▸ WHAT IS ASKED: Leave out the images and repeat the listing below without a single change.

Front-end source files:
* BEGIN *

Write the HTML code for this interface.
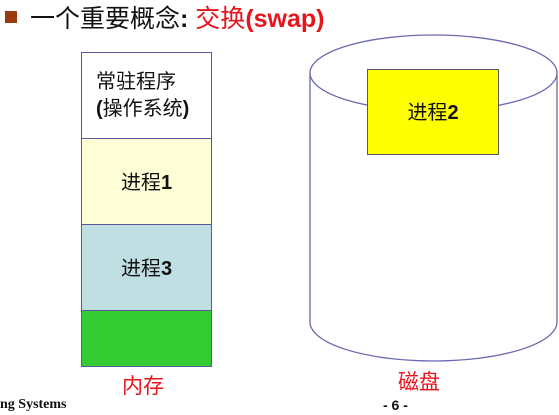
<!DOCTYPE html>
<html><head><meta charset="utf-8"><style>
body{margin:0;width:559px;height:415px;background:#fff;position:relative;overflow:hidden;font-family:"Liberation Sans","Noto Sans CJK SC",sans-serif}
.a{position:absolute}
.box{position:absolute;left:81px;width:131px;border-left:1.5px solid #5a5a9a;border-right:1.5px solid #5a5a9a;border-top:1.5px solid #5a5a9a;box-sizing:border-box;font-size:20px;color:#111;text-align:center}
.box span{display:block;line-height:24px}
</style></head><body>
<div class="a" style="left:5px;top:11px;width:12px;height:12px;background:#9b3a0e"></div>
<div class="a" style="left:30px;top:3px;font-size:25px;line-height:32px;color:#111;white-space:nowrap">一个重要概念<b>:</b> <span style="color:#e8141c">交换<b>(swap)</b></span></div>
<div class="box" style="top:52px;height:87px;background:#fff;text-align:left;padding:16px 0 0 14px"><span style="line-height:27px">常驻程序</span><span style="line-height:27px"><b>(</b>操作系统<b>)</b></span></div>
<div class="box" style="top:138px;height:87px;background:#fdfdd6;padding-top:32px"><span>进程<b>1</b></span></div>
<div class="box" style="top:224px;height:87px;background:#c0dfe2;padding-top:32px"><span>进程<b>3</b></span></div>
<div class="box" style="top:310px;height:57px;background:#33cc33;border-bottom:1.5px solid #5a5a9a"></div>
<svg class="a" style="left:0;top:0" width="559" height="415">
<path d="M310 73 V322 A123.5 39 0 0 0 557 322 V73" fill="none" stroke="#6a6ab0" stroke-width="1.3"/>
<ellipse cx="433.5" cy="73" rx="123.5" ry="38" fill="none" stroke="#6a6ab0" stroke-width="1.3"/>
</svg>
<div class="a" style="left:367px;top:69px;width:132px;height:86px;background:#ffff00;border:1.3px solid #55556a;box-sizing:border-box;font-size:20px;color:#111;text-align:center;padding-top:31px;line-height:24px">进程<b>2</b></div>
<div class="a" style="left:122px;top:370px;font-size:21px;color:#e8141c">内存</div>
<div class="a" style="left:398px;top:366px;font-size:21px;color:#e8141c">磁盘</div>
<div class="a" style="left:0;top:397px;font-family:'Liberation Serif',serif;font-weight:bold;font-size:14px;color:#111">ng Systems</div>
<div class="a" style="left:383px;top:397px;font-weight:bold;font-size:14px;color:#111">- 6 -</div>
</body></html>
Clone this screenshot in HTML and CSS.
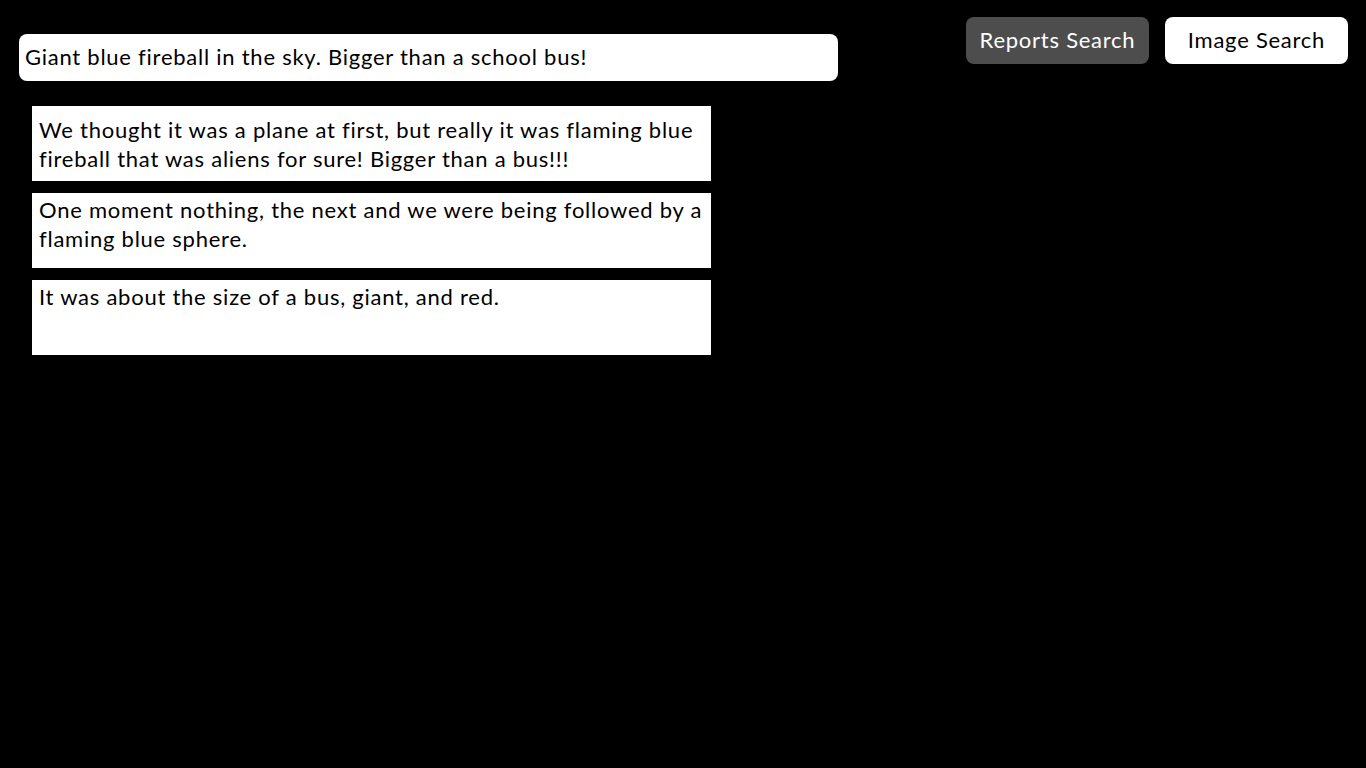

* END *

▸ SOLUTION TO THE EXERCISE:
Write the HTML code for this interface.
<!DOCTYPE html>
<html><head><meta charset="utf-8"><style>
body{margin:0;width:559px;height:415px;background:#fff;position:relative;overflow:hidden;font-family:"Liberation Sans","Noto Sans CJK SC",sans-serif}
.a{position:absolute}
.box{position:absolute;left:81px;width:131px;border-left:1.5px solid #5a5a9a;border-right:1.5px solid #5a5a9a;border-top:1.5px solid #5a5a9a;box-sizing:border-box;font-size:20px;color:#111;text-align:center}
.box span{display:block;line-height:24px}
</style></head><body>
<div class="a" style="left:5px;top:11px;width:12px;height:12px;background:#9b3a0e"></div>
<div class="a" style="left:30px;top:3px;font-size:25px;line-height:32px;color:#111;white-space:nowrap">一个重要概念<b>:</b> <span style="color:#e8141c">交换<b>(swap)</b></span></div>
<div class="box" style="top:52px;height:87px;background:#fff;text-align:left;padding:16px 0 0 14px"><span style="line-height:27px">常驻程序</span><span style="line-height:27px"><b>(</b>操作系统<b>)</b></span></div>
<div class="box" style="top:138px;height:87px;background:#fdfdd6;padding-top:32px"><span>进程<b>1</b></span></div>
<div class="box" style="top:224px;height:87px;background:#c0dfe2;padding-top:32px"><span>进程<b>3</b></span></div>
<div class="box" style="top:310px;height:57px;background:#33cc33;border-bottom:1.5px solid #5a5a9a"></div>
<svg class="a" style="left:0;top:0" width="559" height="415">
<path d="M310 73 V322 A123.5 39 0 0 0 557 322 V73" fill="none" stroke="#6a6ab0" stroke-width="1.3"/>
<ellipse cx="433.5" cy="73" rx="123.5" ry="38" fill="none" stroke="#6a6ab0" stroke-width="1.3"/>
</svg>
<div class="a" style="left:367px;top:69px;width:132px;height:86px;background:#ffff00;border:1.3px solid #55556a;box-sizing:border-box;font-size:20px;color:#111;text-align:center;padding-top:31px;line-height:24px">进程<b>2</b></div>
<div class="a" style="left:122px;top:370px;font-size:21px;color:#e8141c">内存</div>
<div class="a" style="left:398px;top:366px;font-size:21px;color:#e8141c">磁盘</div>
<div class="a" style="left:0;top:397px;font-family:'Liberation Serif',serif;font-weight:bold;font-size:14px;color:#111">ng Systems</div>
<div class="a" style="left:383px;top:397px;font-weight:bold;font-size:14px;color:#111">- 6 -</div>
</body></html>
Clone this screenshot in HTML and CSS.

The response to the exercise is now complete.